### Given information
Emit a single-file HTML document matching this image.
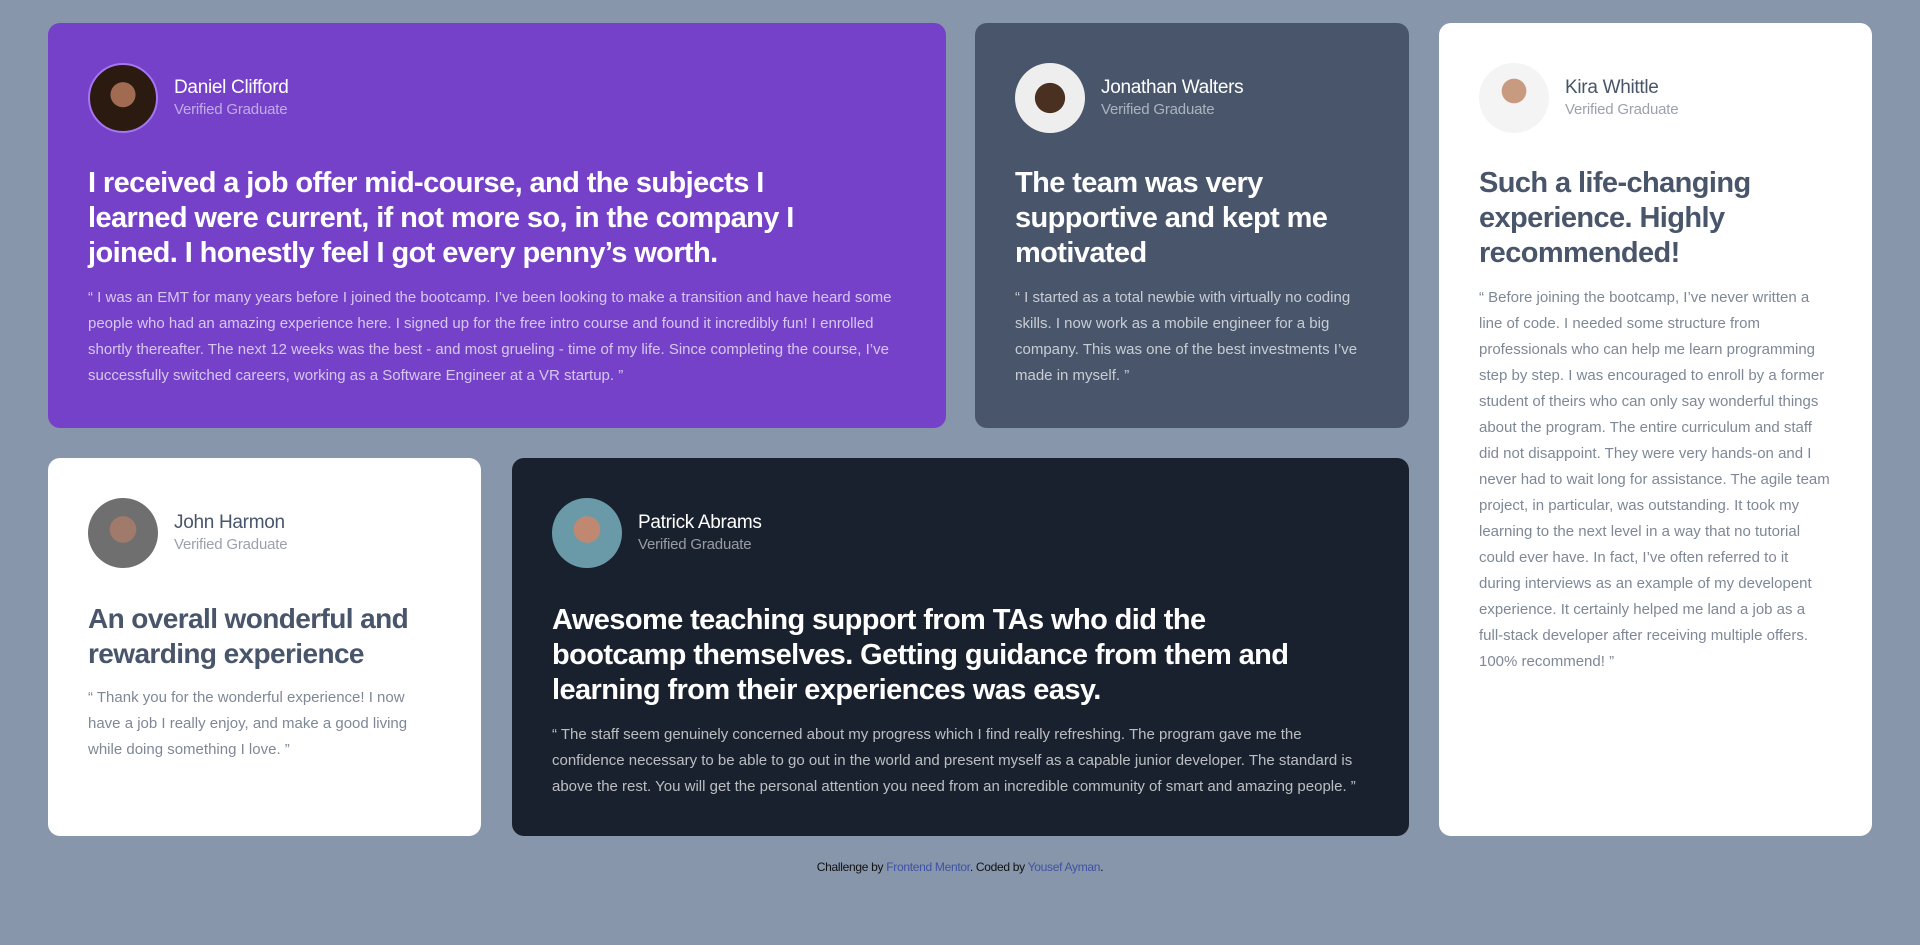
<!DOCTYPE html>
<html><head><meta charset="utf-8"><style>
*{box-sizing:border-box;margin:0;padding:0}
body{width:1920px;height:945px;background:#8796ab;font-family:"Liberation Sans",sans-serif;position:relative;overflow:hidden}
.c{position:absolute;border-radius:12px;padding:40px 40px 40px 40px}
.h{display:flex;align-items:center}
.av{width:70px;height:70px;border-radius:50%;margin-right:16px;flex:none}
.n{font-size:19px;line-height:24px;letter-spacing:-0.3px}
.v{font-size:15px;line-height:20px;opacity:.55;letter-spacing:-0.2px}
h2{font-size:29px;line-height:35px;font-weight:bold;margin-top:33px;letter-spacing:-0.6px}
p{font-size:15px;line-height:26px;margin-top:14px;opacity:.7;letter-spacing:0}
.w{color:#48556a;background:#fff}.w .v{color:#48556a}.w p{color:#48556a}
.l{color:#fff}
</style></head><body>
<div class="c l" style="left:48px;top:23px;width:898px;height:405px;background:#7541c8">
<div class="h"><div class="av" style="background:radial-gradient(circle at 50% 45%,#a06b50 0 25%,#2a1a10 26% 100%);border:2px solid #a775f1"></div><div><div class="n">Daniel Clifford</div><div class="v">Verified Graduate</div></div></div>
<h2 style="max-width:770px">I received a job offer mid-course, and the subjects I learned were current, if not more so, in the company I joined. I honestly feel I got every penny’s worth.</h2>
<p>“ I was an EMT for many years before I joined the bootcamp. I’ve been looking to make a transition and have heard some people who had an amazing experience here. I signed up for the free intro course and found it incredibly fun! I enrolled shortly thereafter. The next 12 weeks was the best - and most grueling - time of my life. Since completing the course, I’ve successfully switched careers, working as a Software Engineer at a VR startup. ”</p>
</div>
<div class="c l" style="left:975px;top:23px;width:434px;height:405px;background:#48556a">
<div class="h"><div class="av" style="background:radial-gradient(circle at 50% 50%,#4a3020 0 30%,#eee 31%)"></div><div><div class="n">Jonathan Walters</div><div class="v">Verified Graduate</div></div></div>
<h2>The team was very supportive and kept me motivated</h2>
<p>“ I started as a total newbie with virtually no coding skills. I now work as a mobile engineer for a big company. This was one of the best investments I’ve made in myself. ”</p>
</div>
<div class="c w" style="left:1439px;top:23px;width:433px;height:813px">
<div class="h"><div class="av" style="background:radial-gradient(circle at 50% 40%,#c89a80 0 22%,#f4f4f4 23%)"></div><div><div class="n">Kira Whittle</div><div class="v">Verified Graduate</div></div></div>
<h2>Such a life-changing experience. Highly recommended!</h2>
<p>“ Before joining the bootcamp, I’ve never written a line of code. I needed some structure from professionals who can help me learn programming step by step. I was encouraged to enroll by a former student of theirs who can only say wonderful things about the program. The entire curriculum and staff did not disappoint. They were very hands-on and I never had to wait long for assistance. The agile team project, in particular, was outstanding. It took my learning to the next level in a way that no tutorial could ever have. In fact, I’ve often referred to it during interviews as an example of my developent experience. It certainly helped me land a job as a full-stack developer after receiving multiple offers. 100% recommend! ”</p>
</div>
<div class="c w" style="left:48px;top:458px;width:433px;height:378px">
<div class="h"><div class="av" style="background:radial-gradient(circle at 50% 45%,#a07a6a 0 25%,#6f6f6f 26%)"></div><div><div class="n">John Harmon</div><div class="v">Verified Graduate</div></div></div>
<h2 style="font-size:28px">An overall wonderful and rewarding experience</h2>
<p>“ Thank you for the wonderful experience! I now have a job I really enjoy, and make a good living while doing something I love. ”</p>
</div>
<div class="c l" style="left:512px;top:458px;width:897px;height:378px;background:#19212e">
<div class="h"><div class="av" style="background:radial-gradient(circle at 50% 45%,#c08870 0 25%,#6a9aa8 26%)"></div><div><div class="n">Patrick Abrams</div><div class="v">Verified Graduate</div></div></div>
<h2 style="margin-top:35px;max-width:790px">Awesome teaching support from TAs who did the bootcamp themselves. Getting guidance from them and learning from their experiences was easy.</h2>
<p>“ The staff seem genuinely concerned about my progress which I find really refreshing. The program gave me the confidence necessary to be able to go out in the world and present myself as a capable junior developer. The standard is above the rest. You will get the personal attention you need from an incredible community of smart and amazing people. ”</p>
</div>
<div style="position:absolute;left:0;width:1920px;top:860px;text-align:center;font-size:12px;color:#111;letter-spacing:-0.3px">Challenge by <span style="color:#3e52a3">Frontend Mentor</span>. Coded by <span style="color:#3e52a3">Yousef Ayman</span>.</div>
</body></html>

### Work to be completed
From the material above, copy everything exactly but the pictures.

### Output below
Emit a single-file HTML document matching this image.
<!DOCTYPE html>
<html><head><meta charset="utf-8"><style>
*{box-sizing:border-box;margin:0;padding:0}
body{width:1920px;height:945px;background:#8796ab;font-family:"Liberation Sans",sans-serif;position:relative;overflow:hidden}
.c{position:absolute;border-radius:12px;padding:40px 40px 40px 40px}
.h{display:flex;align-items:center}
.av{width:70px;height:70px;border-radius:50%;margin-right:16px;flex:none}
.n{font-size:19px;line-height:24px;letter-spacing:-0.3px}
.v{font-size:15px;line-height:20px;opacity:.55;letter-spacing:-0.2px}
h2{font-size:29px;line-height:35px;font-weight:bold;margin-top:33px;letter-spacing:-0.6px}
p{font-size:15px;line-height:26px;margin-top:14px;opacity:.7;letter-spacing:0}
.w{color:#48556a;background:#fff}.w .v{color:#48556a}.w p{color:#48556a}
.l{color:#fff}
</style></head><body>
<div class="c l" style="left:48px;top:23px;width:898px;height:405px;background:#7541c8">
<div class="h"><div class="av" style="background:radial-gradient(circle at 50% 45%,#a06b50 0 25%,#2a1a10 26% 100%);border:2px solid #a775f1"></div><div><div class="n">Daniel Clifford</div><div class="v">Verified Graduate</div></div></div>
<h2 style="max-width:770px">I received a job offer mid-course, and the subjects I learned were current, if not more so, in the company I joined. I honestly feel I got every penny’s worth.</h2>
<p>“ I was an EMT for many years before I joined the bootcamp. I’ve been looking to make a transition and have heard some people who had an amazing experience here. I signed up for the free intro course and found it incredibly fun! I enrolled shortly thereafter. The next 12 weeks was the best - and most grueling - time of my life. Since completing the course, I’ve successfully switched careers, working as a Software Engineer at a VR startup. ”</p>
</div>
<div class="c l" style="left:975px;top:23px;width:434px;height:405px;background:#48556a">
<div class="h"><div class="av" style="background:radial-gradient(circle at 50% 50%,#4a3020 0 30%,#eee 31%)"></div><div><div class="n">Jonathan Walters</div><div class="v">Verified Graduate</div></div></div>
<h2>The team was very supportive and kept me motivated</h2>
<p>“ I started as a total newbie with virtually no coding skills. I now work as a mobile engineer for a big company. This was one of the best investments I’ve made in myself. ”</p>
</div>
<div class="c w" style="left:1439px;top:23px;width:433px;height:813px">
<div class="h"><div class="av" style="background:radial-gradient(circle at 50% 40%,#c89a80 0 22%,#f4f4f4 23%)"></div><div><div class="n">Kira Whittle</div><div class="v">Verified Graduate</div></div></div>
<h2>Such a life-changing experience. Highly recommended!</h2>
<p>“ Before joining the bootcamp, I’ve never written a line of code. I needed some structure from professionals who can help me learn programming step by step. I was encouraged to enroll by a former student of theirs who can only say wonderful things about the program. The entire curriculum and staff did not disappoint. They were very hands-on and I never had to wait long for assistance. The agile team project, in particular, was outstanding. It took my learning to the next level in a way that no tutorial could ever have. In fact, I’ve often referred to it during interviews as an example of my developent experience. It certainly helped me land a job as a full-stack developer after receiving multiple offers. 100% recommend! ”</p>
</div>
<div class="c w" style="left:48px;top:458px;width:433px;height:378px">
<div class="h"><div class="av" style="background:radial-gradient(circle at 50% 45%,#a07a6a 0 25%,#6f6f6f 26%)"></div><div><div class="n">John Harmon</div><div class="v">Verified Graduate</div></div></div>
<h2 style="font-size:28px">An overall wonderful and rewarding experience</h2>
<p>“ Thank you for the wonderful experience! I now have a job I really enjoy, and make a good living while doing something I love. ”</p>
</div>
<div class="c l" style="left:512px;top:458px;width:897px;height:378px;background:#19212e">
<div class="h"><div class="av" style="background:radial-gradient(circle at 50% 45%,#c08870 0 25%,#6a9aa8 26%)"></div><div><div class="n">Patrick Abrams</div><div class="v">Verified Graduate</div></div></div>
<h2 style="margin-top:35px;max-width:790px">Awesome teaching support from TAs who did the bootcamp themselves. Getting guidance from them and learning from their experiences was easy.</h2>
<p>“ The staff seem genuinely concerned about my progress which I find really refreshing. The program gave me the confidence necessary to be able to go out in the world and present myself as a capable junior developer. The standard is above the rest. You will get the personal attention you need from an incredible community of smart and amazing people. ”</p>
</div>
<div style="position:absolute;left:0;width:1920px;top:860px;text-align:center;font-size:12px;color:#111;letter-spacing:-0.3px">Challenge by <span style="color:#3e52a3">Frontend Mentor</span>. Coded by <span style="color:#3e52a3">Yousef Ayman</span>.</div>
</body></html>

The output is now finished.